- **Objective**
It is required that the lines from the top of the listing through the line with "const PERSON = 'M12" be reproduced exactly, excluding pictures.

─── Data section ───

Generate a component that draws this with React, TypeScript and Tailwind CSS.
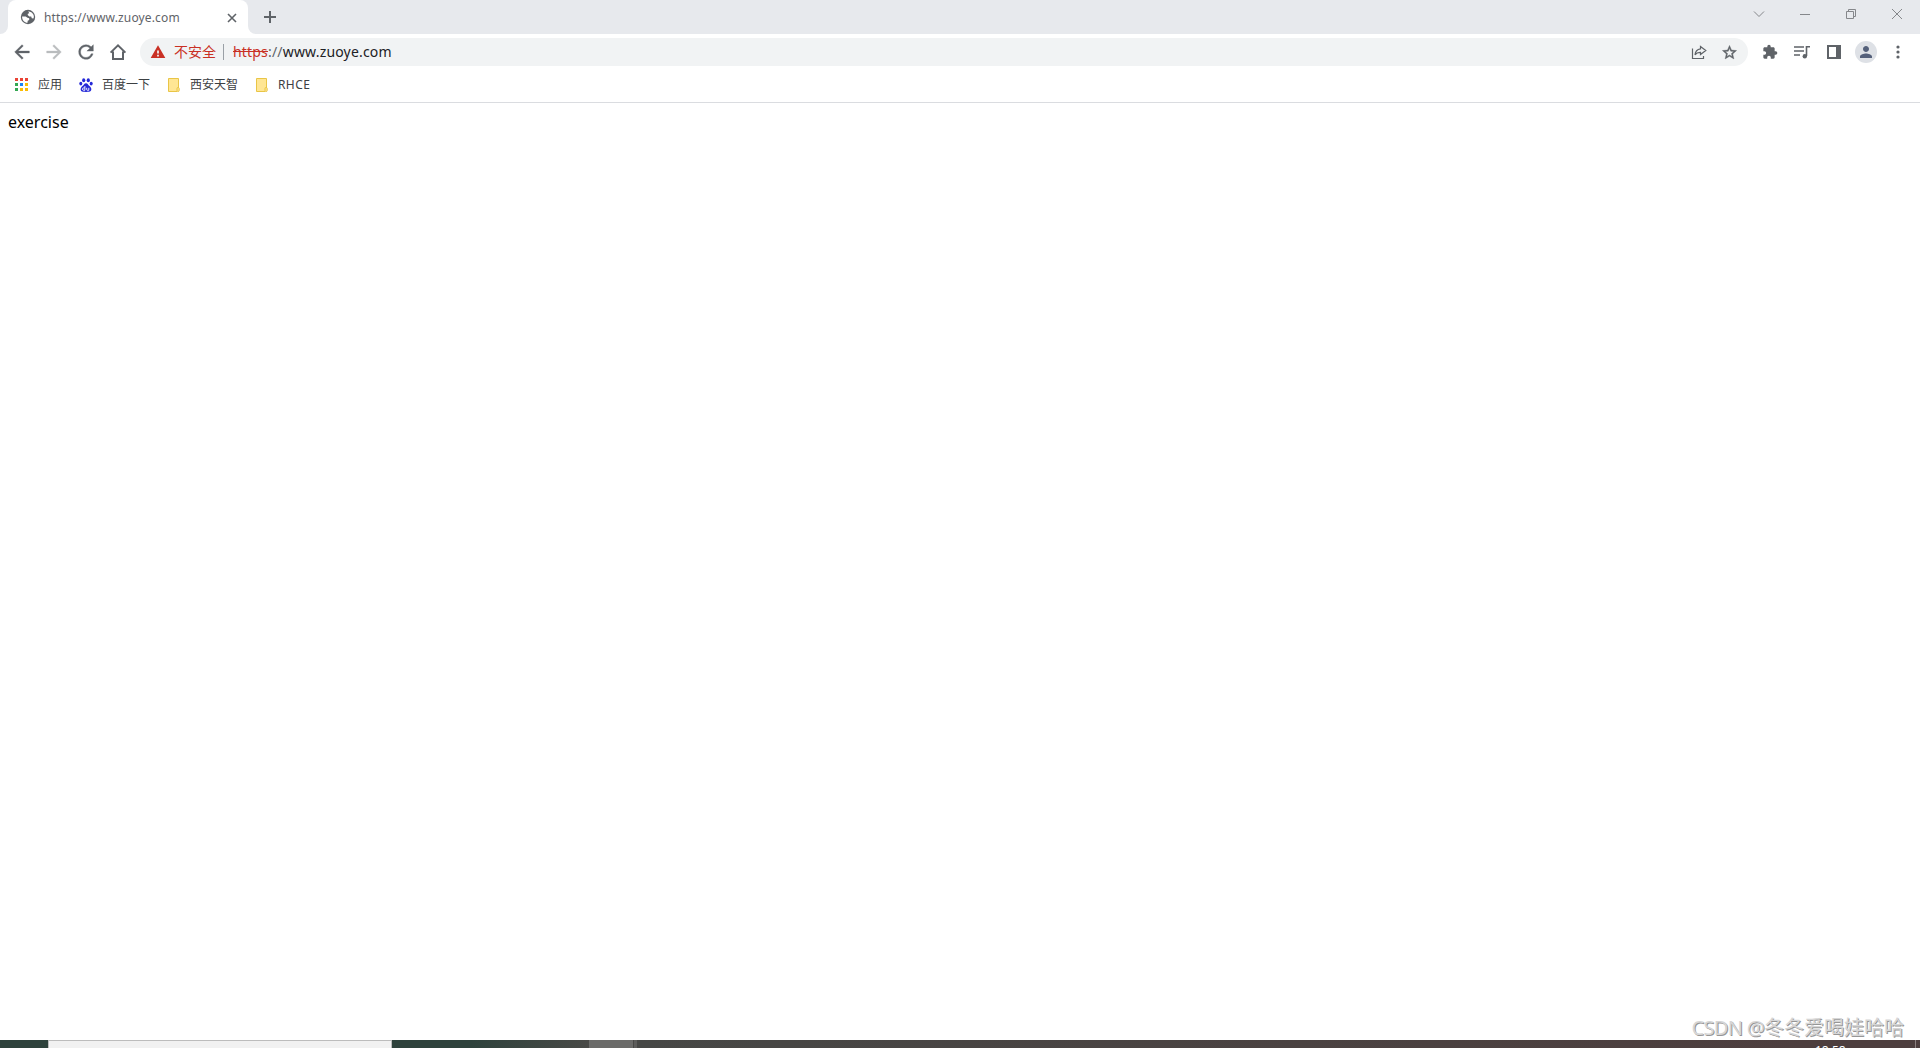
import type { FC, ReactNode } from 'react'

const Icon: FC<{ d: string; className: string }> = ({ d, className }) => (
    <svg viewBox="0 0 24 24" fill="currentColor" className={`shrink-0 ${className}`}>
        <path d={d} />
    </svg>
)

const BACK = 'M20 11H7.83l5.59-5.59L12 4l-8 8 8 8 1.41-1.41L7.83 13H20v-2z'
const FORWARD = 'M12 4l-1.41 1.41L16.17 11H4v2h12.17l-5.58 5.59L12 20l8-8z'
const RELOAD = 'M17.65 6.35A7.958 7.958 0 0 0 12 4a8 8 0 1 0 7.73 10h-2.08A5.99 5.99 0 0 1 12 18a6 6 0 1 1 0-12c1.66 0 3.14.69 4.22 1.78L13 11h7V4l-2.35 2.35z'
const WARNING = 'M1 21h22L12 2 1 21zm12.3-2.4h-2.6v-2.4h2.6v2.4zm0-4.4h-2.6V9.6h2.6v4.6z'
const STAR = 'M22 9.24l-7.19-.62L12 2 9.19 8.63 2 9.24l5.46 4.73L5.82 21 12 17.27 18.18 21l-1.63-7.03L22 9.24zM12 15.4l-3.76 2.27 1-4.28-3.32-2.88 4.38-.38L12 6.1l1.71 4.04 4.38.38-3.32 2.88 1 4.28L12 15.4z'
const PUZZLE = 'M20.5 11H19V7c0-1.1-.9-2-2-2h-4V3.5a2.5 2.5 0 0 0-5 0V5H4c-1.1 0-1.99.9-1.99 2v3.8H3.5c1.49 0 2.7 1.21 2.7 2.7s-1.21 2.7-2.7 2.7H2V20c0 1.1.9 2 2 2h3.8v-1.5c0-1.49 1.21-2.7 2.7-2.7s2.7 1.21 2.7 2.7V22H17c1.1 0 2-.9 2-2v-4h1.5a2.5 2.5 0 0 0 0-5z'
const PERSON = 'M12 12c2.21 0 4-1.79 4-4s-1.79-4-4-4-4 1.79-4 4 1.79 4 4 4zm0 2c-2.67 0-8 1.34-8 4v2h16v-2c0-2.66-5.33-4-8-4z'

const appDots = [
    'bg-[#ea4335]', 'bg-[#ea4335]', 'bg-[#ea4335]',
    'bg-[#34a853]', 'bg-[#1a83f8]', 'bg-[#fbbc04]',
    'bg-[#34a853]', 'bg-[#fbbc04]', 'bg-[#fbbc04]',
]

const Globe: FC = () => (
    <svg viewBox="0 0 16 16" className="ml-px h-4 w-4 shrink-0">
        <circle cx="8" cy="8" r="7.2" fill="#5f6368" />
        <path d="M8.3 2.3l3 .9c1.6 1 2.6 2.8 2.6 4.7l-.5 1.7-1.6-.4-.6-1.6-1.9-.2-1.6-1.3.1-1.3 1.4-.5z" fill="#fff" />
        <path d="M2.1 7.4l3.6.2 1.8 1.1 1.7.5v1.7l-1.5.9-.2 1.9C4.6 13.6 2 11.3 2.1 7.4z" fill="#fff" />
    </svg>
)

const Folder: FC = () => (
    <svg viewBox="0 0 14 16" className="h-4 w-3.5 shrink-0">
        <path d="M1.5 1.5h10v9.5M10 14.5H1.5v-13" fill="#ffe694" stroke="#e9c546" />
        <path d="M2 2h9v12H2z" fill="#ffe694" />
        <rect x="10" y="10.5" width="2.2" height="4" rx="1" fill="#ffe694" stroke="#e9c546" />
    </svg>
)

const Paw: FC = () => (
    <svg viewBox="0 0 14 14" className="h-3.5 w-3.5 shrink-0" fill="#2529d8">
        <ellipse cx="4.7" cy="2.2" rx="1.6" ry="2" />
        <ellipse cx="9.3" cy="2.2" rx="1.6" ry="2" />
        <ellipse cx="1.8" cy="5.6" rx="1.5" ry="1.9" />
        <ellipse cx="12.2" cy="5.6" rx="1.5" ry="1.9" />
        <path d="M7 5.3c-1.8 0-2.1 1.7-3.5 2.8C1 10 .9 13.6 4 13.8c1.5.1 4.5.1 6 0 3.1-.2 3-3.8.5-5.7C9.1 7 8.8 5.3 7 5.3z" />
        <path d="M5.9 8v4.3H4.7a1.2 1.2 0 1 1 0-2.4h1.2M7.7 9.8v1.8q0 .7.7.7h1.4V9.8" fill="none" stroke="#fff" strokeWidth=".9" />
    </svg>
)

const Bookmark: FC<{ icon: ReactNode; label: string; className: string }> = ({ icon, label, className }) => (
    <div className={`flex h-full shrink-0 items-center ${className}`}>
        {icon}
        <span className="whitespace-nowrap">{label}</span>
    </div>
)

const TabStrip: FC = () => (
    <div className="flex h-[34px] shrink-0 items-center bg-[#e7e9ed] text-[#5f6368]">
        <div className="h-full w-2 bg-white">
            <div className="h-full rounded-br-lg bg-[#e7e9ed]" />
        </div>
        <div className="h-full w-60 bg-[#e7e9ed]">
            <div className="flex h-full items-center rounded-t-lg bg-white pl-[11px] pr-2.5">
                <Globe />
                <span className="ml-2 mt-0.5 flex-1 whitespace-nowrap text-[12px] tracking-[0.14px]">https://www.zuoye.com</span>
                <svg viewBox="0 0 12 12" className="mt-px h-3 w-3" stroke="currentColor" strokeWidth="1.6">
                    <path d="M2 2l8 8M10 2l-8 8" />
                </svg>
            </div>
        </div>
        <div className="h-full w-2 bg-white">
            <div className="h-full rounded-bl-lg bg-[#e7e9ed]" />
        </div>
        <svg viewBox="0 0 12 12" className="ml-2 h-3 w-3" stroke="currentColor" strokeWidth="2">
            <path d="M6 0v12M0 6h12" />
        </svg>
        <div className="mb-1.5 ml-auto mr-[17px] flex items-center gap-[34px] text-[#85878b]">
            <svg viewBox="0 0 12 12" className="h-3 w-3" fill="none" stroke="currentColor">
                <path d="M1 3.5l5 5 5-5" />
            </svg>
            <svg viewBox="0 0 12 12" className="h-3 w-3" stroke="currentColor">
                <path d="M1 6.5h10" />
            </svg>
            <svg viewBox="0 0 12 12" className="h-3 w-3" fill="none" stroke="currentColor">
                <path d="M1.5 3.5h7v7h-7zM3.5 3.5v-2h7v7h-2" />
            </svg>
            <svg viewBox="0 0 12 12" className="h-3 w-3" stroke="currentColor">
                <path d="M1 1l10 10M11 1L1 11" />
            </svg>
        </div>
    </div>
)

const Toolbar: FC = () => (
    <div className="flex h-9 shrink-0 items-center pl-[11px] text-[#5f6368]">
        <Icon d={BACK} className="h-[22px] w-[22px] stroke-current stroke-[0.4]" />
        <Icon d={FORWARD} className="ml-2.5 h-[22px] w-[22px] stroke-current stroke-[0.4] text-[#babcbe]" />
        <Icon d={RELOAD} className="ml-2.5 h-[22px] w-[22px] stroke-current stroke-[0.4]" />
        <svg viewBox="0 0 18 18" className="ml-3 h-[18px] w-[18px]" fill="none" stroke="currentColor" strokeWidth="2">
            <path d="M1.6 9.6L9 2.4l7.4 7.2M4 8.5V16h10V8.5" />
        </svg>
        <div className="ml-[13px] flex h-7 w-[1608px] items-center rounded-full bg-[#f1f3f4] pl-2.5 pr-2.5">
            <Icon d={WARNING} className="h-4 w-4 text-[#c93024]" />
            <span className="ml-2 text-[14px] leading-5 text-[#c93024]">不安全</span>
            <span className="ml-[7px] mr-[9px] h-4 w-px bg-[#9aa0a6]" />
            <span className="whitespace-nowrap text-[14px] leading-5 tracking-[0.18px] text-[#202124]">
                <span className="text-[#c93024] line-through">https</span>
                <span className="text-[#5f6368]">://</span>www.zuoye.com
            </span>
            <svg viewBox="0 0 16 16" className="ml-auto h-4 w-4" fill="none" stroke="currentColor" strokeWidth="1.2">
                <path d="M1.5 4.5v10h11V12" />
                <path d="M9.5 2.5l5.3 4-5.3 4V8.3C7 8.2 5.2 9 4 10.8c.3-3.4 2.3-5.6 5.5-6z" />
            </svg>
            <Icon d={STAR} className="ml-3.5 h-[17px] w-[17px] stroke-current stroke-[0.6]" />
        </div>
        <Icon d={PUZZLE} className="ml-3.5 h-4 w-4" />
        <svg viewBox="0 0 16 16" className="ml-4 h-4 w-4" fill="none" stroke="currentColor" strokeWidth="1.6">
            <path d="M0 3h10M0 7h10M0 11h6" />
            <path d="M12.5 12V2.8H16" />
            <circle cx="10.8" cy="12.2" r="2.2" fill="currentColor" stroke="none" />
        </svg>
        <svg viewBox="0 0 14 14" className="ml-[17px] h-3.5 w-3.5" fill="currentColor">
            <path d="M0 0h14v14H0zM2 2v10h7V2z" fillRule="evenodd" />
        </svg>
        <div className="ml-3.5 flex h-[22px] w-[22px] items-center justify-center rounded-full bg-[#dee1e6]">
            <Icon d={PERSON} className="h-[18px] w-[18px] text-[#54607a]" />
        </div>
        <svg viewBox="0 0 4 14" className="ml-[19px] h-3.5 w-1" fill="currentColor">
            <circle cx="2" cy="2" r="1.6" />
            <circle cx="2" cy="7" r="1.6" />
            <circle cx="2" cy="12" r="1.6" />
        </svg>
    </div>
)

const BookmarksBar: FC = () => (
    <div className="flex h-[33px] shrink-0 items-center border-b border-[#dadce0] pb-0.5 pl-[15px] text-[12px] text-[#3c4043]">
        <Bookmark
            className="w-16 gap-2.5"
            label="应用"
            icon={
                <div className="mb-0.5 grid shrink-0 grid-cols-3 gap-0.5">
                    {appDots.map((color, i) => (
                        <span key={i} className={`h-[3px] w-[3px] ${color}`} />
                    ))}
                </div>
            }
        />
        <Bookmark className="w-[88px] gap-[9px]" label="百度一下" icon={<Paw />} />
        <Bookmark className="w-[88px] gap-[9px]" label="西安天智" icon={<Folder />} />
        <Bookmark className="gap-[9px] tracking-[0.4px]" label="RHCE" icon={<Folder />} />
    </div>
)

const Taskbar: FC = () => (
    <div className="flex h-2 shrink-0 overflow-hidden bg-[#4d3e3e]">
        <div className="w-12 bg-[#2e423c]" />
        <div className="w-[344px] border border-b-0 border-[#bcbcbc] bg-[#f1f1f1]" />
        <div className="w-[197px] bg-linear-to-r from-[#2e423c] from-40% to-[#484946]" />
        <div className="w-11 bg-[#6b6b69]" />
        <div className="w-1 border-l border-[#484846] bg-[#5c5c5a]" />
        <div className="flex-1 bg-linear-to-r from-[#464745] to-[#4d3e3e]" />
        <span className="w-[100px] pt-[3px] text-[12px] leading-4 text-white">18:58</span>
        <div className="w-[5px] border-l border-[#8b8080]" />
    </div>
)

export default function App() {
    return (
        <div className="flex h-[1048px] w-[1920px] flex-col overflow-hidden bg-white font-['Noto_Sans','Noto_Sans_CJK_SC',sans-serif]">
            <TabStrip />
            <Toolbar />
            <BookmarksBar />
            <main className="flex min-h-0 flex-1 flex-col justify-between">
                <p className="pl-2 pt-[7px] text-[16px] leading-6 text-black">exercise</p>
                <p className="self-end pr-4 text-[20px] leading-6 text-[#d6d6d6] [text-shadow:1px_1px_0_#969696]">
                    <span className="tracking-[-0.7px]">CSDN @</span>冬冬爱喝娃哈哈
                </p>
            </main>
            <Taskbar />
        </div>
    )
}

───

- **Expected answer**
Generate a component that draws this with React, TypeScript and Tailwind CSS.
import type { FC, ReactNode } from 'react'

const Icon: FC<{ d: string; className: string }> = ({ d, className }) => (
    <svg viewBox="0 0 24 24" fill="currentColor" className={`shrink-0 ${className}`}>
        <path d={d} />
    </svg>
)

const BACK = 'M20 11H7.83l5.59-5.59L12 4l-8 8 8 8 1.41-1.41L7.83 13H20v-2z'
const FORWARD = 'M12 4l-1.41 1.41L16.17 11H4v2h12.17l-5.58 5.59L12 20l8-8z'
const RELOAD = 'M17.65 6.35A7.958 7.958 0 0 0 12 4a8 8 0 1 0 7.73 10h-2.08A5.99 5.99 0 0 1 12 18a6 6 0 1 1 0-12c1.66 0 3.14.69 4.22 1.78L13 11h7V4l-2.35 2.35z'
const WARNING = 'M1 21h22L12 2 1 21zm12.3-2.4h-2.6v-2.4h2.6v2.4zm0-4.4h-2.6V9.6h2.6v4.6z'
const STAR = 'M22 9.24l-7.19-.62L12 2 9.19 8.63 2 9.24l5.46 4.73L5.82 21 12 17.27 18.18 21l-1.63-7.03L22 9.24zM12 15.4l-3.76 2.27 1-4.28-3.32-2.88 4.38-.38L12 6.1l1.71 4.04 4.38.38-3.32 2.88 1 4.28L12 15.4z'
const PUZZLE = 'M20.5 11H19V7c0-1.1-.9-2-2-2h-4V3.5a2.5 2.5 0 0 0-5 0V5H4c-1.1 0-1.99.9-1.99 2v3.8H3.5c1.49 0 2.7 1.21 2.7 2.7s-1.21 2.7-2.7 2.7H2V20c0 1.1.9 2 2 2h3.8v-1.5c0-1.49 1.21-2.7 2.7-2.7s2.7 1.21 2.7 2.7V22H17c1.1 0 2-.9 2-2v-4h1.5a2.5 2.5 0 0 0 0-5z'
const PERSON = 'M12 12c2.21 0 4-1.79 4-4s-1.79-4-4-4-4 1.79-4 4 1.79 4 4 4zm0 2c-2.67 0-8 1.34-8 4v2h16v-2c0-2.66-5.33-4-8-4z'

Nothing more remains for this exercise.